Devrimci Yol meşrudur; 1989 sonrasında sosyalizmin dünya ölçeğinde uğradığı prestij kaybı, emperyalizmin yalan üretme mekanizmalarının bu yöndeki gayretleriyle ve kimi konjonktürel karşı dinamiklerle büyümüş; yer yer devrimcilerin dahi meşruiyetini tartışma konusu yapabilmiştir. Devrimci Yol, bu bulanık koşullarda dahi halkın gönlündeki yerini koruyabilmiş, meşruiyet tartışmalarına prim vermemiş, kimi kesintilere rağmen, sahneye tekrar çıktığında aynı barışıklıkla, heyecan dolu bakışlarla ve destek için atan yüreklerle karşılanmıştır. Bu, Devrimci Yol’un zamanın aşındırıcı gücüne direnebilen niteliğinin sonucudur.

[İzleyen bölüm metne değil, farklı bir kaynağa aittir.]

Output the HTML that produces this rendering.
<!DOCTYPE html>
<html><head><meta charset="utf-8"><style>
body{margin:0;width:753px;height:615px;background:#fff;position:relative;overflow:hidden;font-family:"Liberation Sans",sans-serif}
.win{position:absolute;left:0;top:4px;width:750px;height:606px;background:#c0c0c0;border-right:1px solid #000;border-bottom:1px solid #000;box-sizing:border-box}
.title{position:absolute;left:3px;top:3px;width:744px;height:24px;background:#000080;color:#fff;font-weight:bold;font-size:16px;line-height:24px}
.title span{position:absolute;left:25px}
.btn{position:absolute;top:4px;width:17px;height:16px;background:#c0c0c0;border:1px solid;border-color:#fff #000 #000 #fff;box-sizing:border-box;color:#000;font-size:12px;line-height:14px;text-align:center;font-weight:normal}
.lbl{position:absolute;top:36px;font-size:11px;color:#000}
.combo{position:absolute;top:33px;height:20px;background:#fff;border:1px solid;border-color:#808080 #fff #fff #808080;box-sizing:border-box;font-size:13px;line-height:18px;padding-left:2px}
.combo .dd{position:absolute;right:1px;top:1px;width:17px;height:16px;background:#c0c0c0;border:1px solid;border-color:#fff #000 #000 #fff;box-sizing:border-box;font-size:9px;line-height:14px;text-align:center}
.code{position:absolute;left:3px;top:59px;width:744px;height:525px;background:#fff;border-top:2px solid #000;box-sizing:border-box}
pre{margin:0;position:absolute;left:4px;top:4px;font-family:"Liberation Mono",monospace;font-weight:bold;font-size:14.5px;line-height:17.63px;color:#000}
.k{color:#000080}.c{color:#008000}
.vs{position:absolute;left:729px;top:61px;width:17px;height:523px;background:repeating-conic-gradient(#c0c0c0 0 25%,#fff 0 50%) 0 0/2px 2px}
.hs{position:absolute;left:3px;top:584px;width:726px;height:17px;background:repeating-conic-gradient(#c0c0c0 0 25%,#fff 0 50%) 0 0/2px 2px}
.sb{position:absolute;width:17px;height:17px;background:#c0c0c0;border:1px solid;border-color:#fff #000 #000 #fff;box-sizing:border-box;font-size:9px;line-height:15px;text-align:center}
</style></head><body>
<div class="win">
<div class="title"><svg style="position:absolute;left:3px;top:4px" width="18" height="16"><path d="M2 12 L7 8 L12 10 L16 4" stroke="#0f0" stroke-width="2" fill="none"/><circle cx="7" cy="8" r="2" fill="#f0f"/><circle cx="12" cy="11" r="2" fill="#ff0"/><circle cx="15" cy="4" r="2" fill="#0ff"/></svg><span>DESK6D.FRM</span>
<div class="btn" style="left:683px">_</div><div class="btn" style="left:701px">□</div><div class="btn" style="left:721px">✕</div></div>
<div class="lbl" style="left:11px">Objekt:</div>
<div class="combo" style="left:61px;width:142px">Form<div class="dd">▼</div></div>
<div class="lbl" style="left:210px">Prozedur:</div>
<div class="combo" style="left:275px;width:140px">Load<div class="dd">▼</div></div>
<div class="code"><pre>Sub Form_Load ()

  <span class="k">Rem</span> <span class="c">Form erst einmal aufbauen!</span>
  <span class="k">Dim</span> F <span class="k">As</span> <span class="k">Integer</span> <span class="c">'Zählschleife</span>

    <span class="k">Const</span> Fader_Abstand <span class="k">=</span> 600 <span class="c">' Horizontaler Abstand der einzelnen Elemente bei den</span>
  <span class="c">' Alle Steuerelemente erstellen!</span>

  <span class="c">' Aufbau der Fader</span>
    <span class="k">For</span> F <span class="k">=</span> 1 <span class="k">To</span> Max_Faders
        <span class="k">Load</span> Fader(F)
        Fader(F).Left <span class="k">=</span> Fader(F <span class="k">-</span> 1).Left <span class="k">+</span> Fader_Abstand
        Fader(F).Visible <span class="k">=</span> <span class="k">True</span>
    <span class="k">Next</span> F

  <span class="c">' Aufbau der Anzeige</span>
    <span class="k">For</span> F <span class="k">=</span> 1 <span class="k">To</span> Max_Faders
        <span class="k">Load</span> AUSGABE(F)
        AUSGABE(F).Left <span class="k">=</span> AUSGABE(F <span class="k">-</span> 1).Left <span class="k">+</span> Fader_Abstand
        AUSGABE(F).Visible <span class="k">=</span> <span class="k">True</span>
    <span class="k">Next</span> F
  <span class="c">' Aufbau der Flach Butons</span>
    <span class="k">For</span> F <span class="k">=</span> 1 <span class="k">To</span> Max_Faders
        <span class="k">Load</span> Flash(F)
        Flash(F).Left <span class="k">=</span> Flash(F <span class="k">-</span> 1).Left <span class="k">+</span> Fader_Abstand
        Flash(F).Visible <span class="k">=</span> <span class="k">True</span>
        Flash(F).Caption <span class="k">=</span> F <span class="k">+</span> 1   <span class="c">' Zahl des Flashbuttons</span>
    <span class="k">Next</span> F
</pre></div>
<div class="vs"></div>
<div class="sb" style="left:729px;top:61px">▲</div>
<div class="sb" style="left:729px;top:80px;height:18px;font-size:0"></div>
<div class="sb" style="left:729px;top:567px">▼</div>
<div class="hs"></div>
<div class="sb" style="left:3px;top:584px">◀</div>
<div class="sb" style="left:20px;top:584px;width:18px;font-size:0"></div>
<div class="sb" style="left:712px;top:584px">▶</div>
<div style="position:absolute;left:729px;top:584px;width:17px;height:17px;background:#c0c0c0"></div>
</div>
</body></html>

Devrimci Yol’da meşruiyetin ölçüsü, yasallık değildir. Halka seslenirken örtük kavramlara dahi ihtiyaç duymamak, meşruiyetini halkın gönlündeki destekten almak, yasaya karşı direncin haklılıktan geçtiğini bilmek; güvencenin tek yolunun da “saklanmak” olmadığını öğretiyor.
Örgüt fobisinin hiçbir dönem olmadığı denli büyüdüğü; örgütlerin, güvenceyi “sosyal kulübe” dönüşmekte veya kitle örgütlerinin arkasına saklanmakta bulduğu bu koşullarda, Devrimci Yol; ana temayı koruyarak var olabilmenin de adı olacaktır.
Sendikayla, dernekle, odayla, vakıf veya müzik topluluğuyla aşılamayacak sorunlar vardır. Bunların çözümü, kitle örgütlerinin de çabasının akacağı ana nehirlerin belirleyicisi bağımsız siyasal örgütlenmeyi var etmekten geçer. Bu, Marksizm-Leninizm’in devrim için evrensel kabul ettiği; yere ve zamana göre değişmeyen bir ihtiyaçtır. Sisteme karşı beliren irili ufaklı tüm tepki ve çabaları aynı yatağa akıtıp, sistemi silip süpürecek güçte bir nehre dönüşmenin de koşulu budur; bu nedenle, süreç Devrimci Yol’u göreve çağırıyor. Ve bu nedenle bugün, temel siyasi görev Devrimci Yol’u örgütlemektir.